» **Data section**:
——
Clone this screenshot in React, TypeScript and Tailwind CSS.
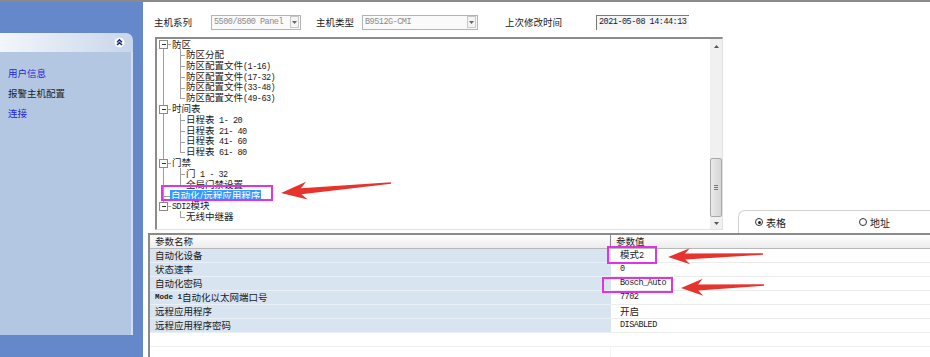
import React from 'react';

const CJK = "font-['Noto_Sans_CJK_SC',sans-serif]";

function A({ children }: { children: React.ReactNode }) {
  return (
    <span className="font-['Liberation_Mono',monospace] text-[8.5px] tracking-[-0.5px] whitespace-pre">{children}</span>
  );
}

type Row = { lvl: 0 | 1; label: React.ReactNode; sel?: boolean };

const treeRows: Row[] = [
  { lvl: 0, label: '防区' },
  { lvl: 1, label: '防区分配' },
  { lvl: 1, label: <>防区配置文件<A>(1-16)</A></> },
  { lvl: 1, label: <>防区配置文件<A>(17-32)</A></> },
  { lvl: 1, label: <>防区配置文件<A>(33-48)</A></> },
  { lvl: 1, label: <>防区配置文件<A>(49-63)</A></> },
  { lvl: 0, label: '时间表' },
  { lvl: 1, label: <>日程表<A> 1- 20</A></> },
  { lvl: 1, label: <>日程表<A> 21- 40</A></> },
  { lvl: 1, label: <>日程表<A> 41- 60</A></> },
  { lvl: 1, label: <>日程表<A> 61- 80</A></> },
  { lvl: 0, label: '门禁' },
  { lvl: 1, label: <>门<A> 1 - 32</A></> },
  { lvl: 1, label: '全局门禁设置' },
  { lvl: 0, label: '自动化/远程应用程序', sel: true },
  { lvl: 0, label: <><A>SDI2</A>模块</> },
  { lvl: 1, label: '无线中继器' },
];

const RH = 10.8;
const cy = (i: number) => Math.round(5.4 + i * RH);

function TreeLines() {
  const boxes = [0, 6, 11, 15];
  const groups: [number, number, number][] = [
    [0, 1, 5],
    [6, 7, 10],
    [11, 12, 13],
    [15, 16, 16],
  ];
  const c = '#a0a0a0';
  return (
    <svg className="absolute left-0 top-0" width="60" height="190" shapeRendering="crispEdges">
      <line x1="6.5" y1={cy(0)} x2="6.5" y2={cy(15)} stroke={c} />
      <line x1="6.5" y1={cy(14) + 0.5} x2="13" y2={cy(14) + 0.5} stroke={c} />
      {groups.map(([p, a, b]) => (
        <g key={p}>
          <line x1="23.5" y1={cy(p) + 5} x2="23.5" y2={cy(b) + 0.5} stroke={c} />
          {Array.from({ length: b - a + 1 }, (_, k) => a + k).map((r) => (
            <line key={r} x1="23.5" y1={cy(r) + 0.5} x2="28" y2={cy(r) + 0.5} stroke={c} />
          ))}
        </g>
      ))}
      {boxes.map((r) => (
        <g key={r}>
          <rect x="2.5" y={cy(r) - 3.5} width="8" height="8" fill="#fff" stroke="#8a8a8a" />
          <line x1="4.5" y1={cy(r) + 0.5} x2="9" y2={cy(r) + 0.5} stroke="#333" />
          <line x1="10.5" y1={cy(r) + 0.5} x2="14" y2={cy(r) + 0.5} stroke={c} />
        </g>
      ))}
    </svg>
  );
}

function arrow(tip: [number, number], tail: [number, number], headLen: number, headHalf: number) {
  const dx = tail[0] - tip[0];
  const dy = tail[1] - tip[1];
  const L = Math.hypot(dx, dy);
  const d = [dx / L, dy / L];
  const n = [-d[1], d[0]];
  const p = (base: [number, number], along: number, side: number) =>
    `${base[0] + d[0] * along + n[0] * side},${base[1] + d[1] * along + n[1] * side}`;
  return [
    p(tip, 0, 0),
    p(tip, headLen, headHalf),
    p(tip, headLen * 0.78, 3),
    p(tail, 0, 0.7),
    p(tail, 0, -0.7),
    p(tip, headLen * 0.78, -3),
    p(tip, headLen, -headHalf),
  ].join(' ');
}

function Overlay() {
  return (
    <svg className="pointer-events-none absolute left-0 top-0" width="930" height="357">
      <rect x="162" y="186" width="110" height="14" fill="none" stroke="#e034e0" strokeWidth="2" />
      <rect x="608" y="247" width="48" height="16" fill="none" stroke="#e034e0" strokeWidth="2" />
      <rect x="603" y="278" width="69" height="14" fill="none" stroke="#e034e0" strokeWidth="2" />
      <polygon points={arrow([281, 193], [391, 183], 26, 9)} fill="#e8322c" />
      <polygon points={arrow([668, 257], [763, 254], 22, 8)} fill="#e8322c" />
      <polygon points={arrow([681, 288], [764, 285], 22, 8.5)} fill="#e8322c" />
    </svg>
  );
}

function DropBtn() {
  return (
    <div className="ml-auto mr-[1px] flex h-[12px] w-[9px] shrink-0 items-center justify-center border border-[#c8c8c8] bg-[#f4f4f4]">
      <svg width="5" height="3" viewBox="0 0 5 3">
        <path d="M0 0h5L2.5 3z" fill="#666" />
      </svg>
    </div>
  );
}

function Radio({ on }: { on?: boolean }) {
  return (
    <div className="flex h-[8px] w-[8px] items-center justify-center rounded-full border border-[#333] bg-white">
      {on && <div className="h-[3px] w-[3px] rounded-full bg-[#222]" />}
    </div>
  );
}

const rows: [React.ReactNode, React.ReactNode][] = [
  ['自动化设备', <span className="text-[9.5px]">模式<A>2</A></span>],
  ['状态速率', <A>0</A>],
  ['自动化密码', <A>Bosch_Auto</A>],
  [<><span className="font-['Liberation_Mono',monospace] text-[7.5px] font-bold whitespace-pre">Mode 1</span>自动化以太网端口号</>, <A>7702</A>],
  ['远程应用程序', <span className="text-[9.5px]">开启</span>],
  ['远程应用程序密码', <A>DISABLED</A>],
];

export default function App() {
  return (
    <div className={`relative flex h-[357px] w-[930px] flex-col overflow-hidden bg-white text-[#1a1a1a] ${CJK}`}>
      <div className="h-[2px] bg-[#8a8a8a]" />
      <div className="flex flex-1">
        {/* Sidebar */}
        <div className="w-[143px] bg-[#6488c9] pt-[31px]">
          <div className="flex h-[302px] w-[133px] flex-col">
            <div className="flex h-[19px] items-center justify-end rounded-tr-[7px] bg-linear-to-r from-[#f3f6fb] to-[#c8d6eb] pr-[8px]">
              <svg width="11" height="11" viewBox="0 0 11 11">
                <circle cx="5.5" cy="5.5" r="5.3" fill="#fff" stroke="#c5d2e6" strokeWidth="0.6" />
                <path d="M3 5.2 5.5 2.8 8 5.2M3 8 5.5 5.6 8 8" fill="none" stroke="#1a2f8a" strokeWidth="1.5" />
              </svg>
            </div>
            <div className="flex-1 border-r-2 border-[#d5e0ef] bg-[#b3c7e2] pl-[8px] pt-[11px] text-[9.5px]">
              <div className="flex h-[20px] items-center text-[#2525d8]">用户信息</div>
              <div className="flex h-[20px] items-center text-[#1e1e1e]">报警主机配置</div>
              <div className="flex h-[20px] items-center text-[#2525d8]">连接</div>
            </div>
          </div>
        </div>

        {/* Main */}
        <div className="flex flex-1 flex-col">
          {/* Header controls */}
          <div className="h-[35px] pl-[11px] pt-[12px]">
            <div className="flex h-[16px] items-center text-[9.5px]">
              <div className="w-[57px]">主机系列</div>
              <div className="flex h-[15px] w-[90px] items-center border border-[#b4b4b4] bg-[#fafafa] pl-[2px] text-[#8a8a8a]">
                <A>5500/8500 Panel</A>
                <DropBtn />
              </div>
              <div className="ml-[15px] w-[46px]">主机类型</div>
              <div className="flex h-[15px] w-[116px] items-center border border-[#b4b4b4] bg-[#fafafa] pl-[2px] text-[#8a8a8a]">
                <A>B9512G-CMI</A>
                <DropBtn />
              </div>
              <div className="ml-[27px] w-[91px]">上次修改时间</div>
              <div className="flex h-[15px] w-[93px] items-center border-l border-t border-[#7a7a7a] border-b-[#e4e4e4] border-r-[#e4e4e4] bg-[#f6f6f6] pl-[2px]">
                <A>2021-05-08 14:44:13</A>
              </div>
            </div>
          </div>

          {/* Tree + tab */}
          <div className="flex h-[196px]">
            <div className="ml-[12px] flex h-[193px] w-[568px] border-b border-l-2 border-r border-t-2 border-[#8c8c8c] border-b-[#e2e2e2] border-r-[#e2e2e2]">
              <div className="relative flex-1 text-[9.5px]">
                <TreeLines />
                <div className="relative">
                  {treeRows.map((r, i) => (
                    <div
                      key={i}
                      className={`flex h-[10.8px] items-center leading-none whitespace-nowrap ${
                        r.sel ? 'pl-[13px]' : r.lvl === 0 ? 'pl-[15px]' : 'pl-[29px]'
                      }`}
                    >
                      {r.sel ? (
                        <span className="bg-[#3399ff] px-[1px] py-[1px] text-white">{r.label}</span>
                      ) : (
                        <span>{r.label}</span>
                      )}
                    </div>
                  ))}
                </div>
              </div>
              <div className="flex w-[12px] flex-col bg-[#f0f0f0]">
                <div className="flex h-[14px] items-center justify-center">
                  <svg width="5" height="3" viewBox="0 0 5 3">
                    <path d="M0 3h5L2.5 0z" fill="#555" />
                  </svg>
                </div>
                <div className="flex-1" />
                <div className="flex h-[59px] flex-col items-center justify-center rounded-[2px] border border-[#a8a8a8] bg-linear-to-r from-[#eaeaea] to-[#d6d6d6]">
                  <div className="h-[1px] w-[4px] bg-[#777]" />
                  <div className="mt-[1px] h-[1px] w-[4px] bg-[#777]" />
                  <div className="mt-[1px] h-[1px] w-[4px] bg-[#777]" />
                </div>
                <div className="flex h-[12px] items-center justify-center">
                  <svg width="5" height="3" viewBox="0 0 5 3">
                    <path d="M0 0h5L2.5 3z" fill="#555" />
                  </svg>
                </div>
              </div>
            </div>
            <div className="ml-[15px] flex h-[23px] flex-1 items-center self-end rounded-tl-[7px] border-l border-t border-[#d2d2d2] pl-[16px] text-[10px]">
              <Radio on />
              <span className="ml-[3px]">表格</span>
              <div className="ml-[73px]">
                <Radio />
              </div>
              <span className="ml-[3px]">地址</span>
            </div>
          </div>

          {/* Table */}
          <div className="ml-[5px] flex flex-1 flex-col border-l-2 border-t-2 border-[#8a8a8a] text-[9.5px]">
            <div className="flex h-[14px] border-b border-[#b8b8b8] bg-linear-to-b from-[#ffffff] to-[#ececec]">
              <div className="flex w-[461px] items-center border-r border-[#8a8a8a] pl-[5px] leading-none">参数名称</div>
              <div className="flex flex-1 items-center pl-[5px] leading-none">参数值</div>
            </div>
            {rows.map(([n, v], i) => (
              <div key={i} className="flex h-[14px]">
                <div className="flex w-[461px] items-center border-b border-[#eaf0f8] bg-[#d9e4f1] pl-[5px] leading-none whitespace-nowrap">
                  {n}
                </div>
                <div className="flex flex-1 items-center border-b border-[#ececec] pl-[9px] leading-none">{v}</div>
              </div>
            ))}
            <div className="flex h-[14px]">
              <div className="w-[461px] border-b border-[#f0f0f0]" />
              <div className="flex-1 border-b border-[#f0f0f0]" />
            </div>
            <div className="flex flex-1">
              <div className="w-[461px] border-r border-[#f3f3f3]" />
            </div>
          </div>
        </div>
      </div>
      <Overlay />
    </div>
  );
}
——
» **Instructions for the task**: Only lines belong in the copy: transcribe those from the start of the data through the line that contains "1; label: React.ReactNode;", and skip the pictures.

» **Complete response**:
Clone this screenshot in React, TypeScript and Tailwind CSS.
import React from 'react';

const CJK = "font-['Noto_Sans_CJK_SC',sans-serif]";

function A({ children }: { children: React.ReactNode }) {
  return (
    <span className="font-['Liberation_Mono',monospace] text-[8.5px] tracking-[-0.5px] whitespace-pre">{children}</span>
  );
}

type Row = { lvl: 0 | 1; label: React.ReactNode; sel?: boolean };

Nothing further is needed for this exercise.